Série complète en 7 tomes, Island a connu ses débuts en 1997 dans le magazine Comic Beam (Kasane, Desert Punk) avant d’arriver chez nous via Generation Comic (Panini) presque 7 ans plus tard, en 2003. Il s’agit à l’origine d’un roman de Youn In-Wan mettant en scène des histoires qui ne sont pas dans le manga et détaillant le passé des personnages principaux. Restée dans l’ombre face aux sorties de l’époque (Hoshin, Arms, Enfer & Paradis), Island n’est certainement pas une œuvre incontournable. Pourtant, malgré ses premiers tomes très classiques tendant vers le genre horrifique peu emballant, Island devient ensuite un titre plus ambitieux et même engagé. En effet, sous la trame d’une très violente enquête policière fantastique c’est toute la rengaine coréo-japonaise qui est abordée, avec une intelligence mais aussi une certaine virulence.

Black Exorcist

island3L’histoire, c’est celle de la belle Miho Won devant embarquer pour l’île de Cheju en Corée afin de travailler comme enseignante. Très vite, elle va se retrouver confronter à des phénomènes paranormaux mortels. En réalité, cette petite bourgade coréenne serait historiquement la proie de créatures maléfique et autres manifestations malsaines. En faisant la rencontre, fortuite, du ténébreux Vaan, Miho se dote d’un garde du corps lugubre mais efficace pour se protéger.

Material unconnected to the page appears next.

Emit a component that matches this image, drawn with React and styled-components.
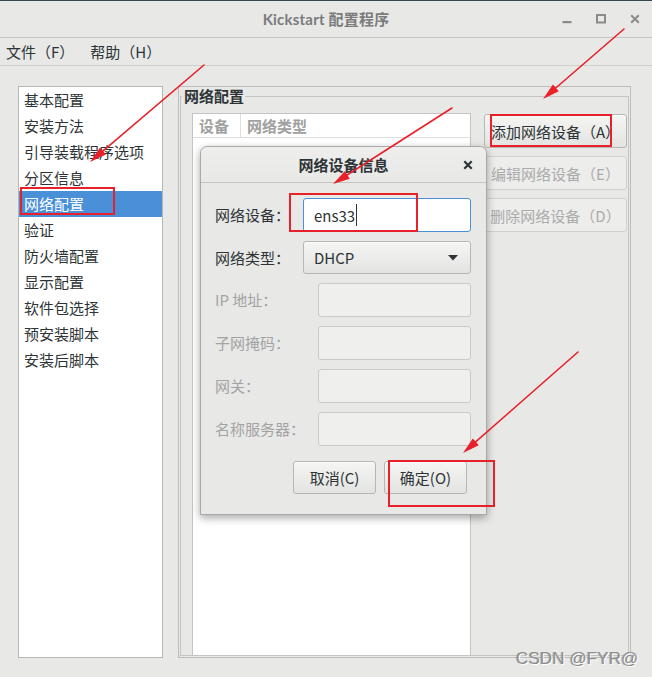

L’espace de deux-trois tomes, nous avons donc à faire à une succession de combats entre Vaan et des forces du mal. Rien de bien folichon, de très original. À l’inverse d’un titre comme Psychometer Eiji (notamment le premier tiers) l’ensemble est assez noir sur le plan graphique, avec des monstres plus repoussants que classieux, dans la veine des productions des années 90. Voilà qu’a partir du 3e tome, avec l’arrivée du pasteur américain John, Island devient tout autre : une trame de fond s’installe, les enjeux deviennent plus grands, l’intensité monte peu à peu. Ce revirement se confirme par l’ouverture de la plus grosse enquête de la série puisqu’elle s’étend sur 26 chapitres ! Ce 3e larron qu’est John apporte de la gaieté et du peps à une série très rigide, presque précaire. Surtout, cette arrivée s’accompagne de la venue d’un groupe de 4 japonais –moine, membre de la police international ou exorciste- dont les noms seront intimement liés à cette affaire. Leur mission n’est pas à prendre à la légère puisqu’elle doit masquer la honte du peuple japonais par rapport à un mauvais sort réservé aux coréen. Explications.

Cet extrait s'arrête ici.